It was a group art party:

"The lights and stage were donated by Glen Echo Park. The Torpedo Factory brought the food [cheese, carrots, crackers, M&M's] I got the booze . . ." said Jackson Frost, the WETA producer. He's done "some Wolf Traps and Carnegie Hall" and is now doing "Art Beat" which debuts tomorrow at 9 p.m. on Channel 26 and was the cause of all this celebration.

Zenith Square, the collection of galleries and studies on Rhode Island Avenue NW, donated the space for the party which flowed from one lofty room into the galleries -- quite important if you wanted to talk (something impossible to do when the Pin-ups were playing). The Pin-ups -- a rock group, three women, one man, nice edge to them, big on volume -- along with jazz group Sufi Rain and reggae group The Community Warehouse all donated their music for the occasion.

Some didn't know what they were coming to before they came. "I thought it was going to be an art show," said one guest.

"For all of you who got invitations and couldn't understand them, this party is being given by five local groups for a program on local art," said Zenith's Margery Goldberg in corkscrew curls and jersey fringe and shoulder-baring dress the colors of clouds and sky at sunset.The dress was the art work of Ben Compton. She stuck her paper name tag onto her skin. "The best thing to do to celebrate was to have a party. And everybody knows artists throw the best parties."

The party-givers: Zenith, WETA, the Torpedo Factory, Glen Echo, and Lansburgh's, the one-time department store building which now houses 27 arts groups.

"Art Beat" is indeed cause for celebration because it will be the first monthly TV show devoyed to local arts. There have been several forums in the community for arts groups to talk to WETA about what they would like to see in the program.

"This is great -- all the groups together for a cause," said sculptor Carol Newmyer looking around. "I go to New York and all the artists are so cutthroat and competitive. They're all so afraid other people will steal their ideas."

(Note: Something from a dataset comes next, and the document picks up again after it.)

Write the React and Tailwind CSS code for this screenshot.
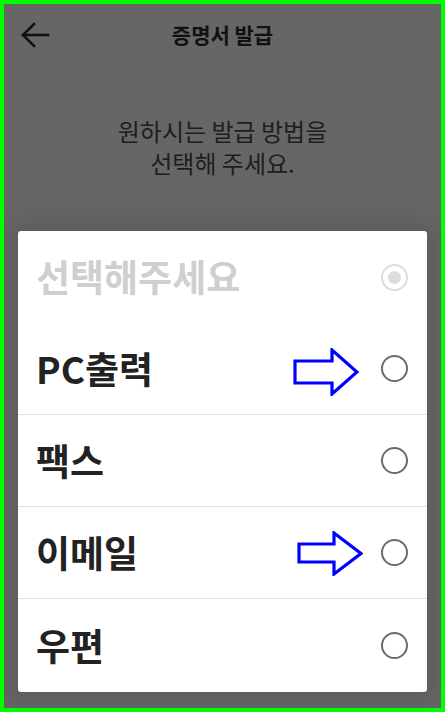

Tomorrow night's premiere of "Art Beat" will include features on local arts groups plus a 10-minute panel discussion, hosted by WETA's Andrea Roane on whether or not the local arts community is healthy, plus a live performance.

"Melvin Deal is going to bring his drummers and dancers and he'll teach a class in my studio," said Frost. "Oh, man, I've been wanting to do a show like this for a while."

While Frost took to the dance floor, other faces in the crowd popped up -- artist Robin Rose, the Miya Gallery's Vernard Gray, art collective Local 1734's Jenifer Weiss and Ruth Stenstrom. And then there was painter Terry Parmelee (who rents studio space at Zenith) in a very, very short black and white lace maid's outfit.

"It was costumes-optional," she shouted above the music. "Halloween's coming."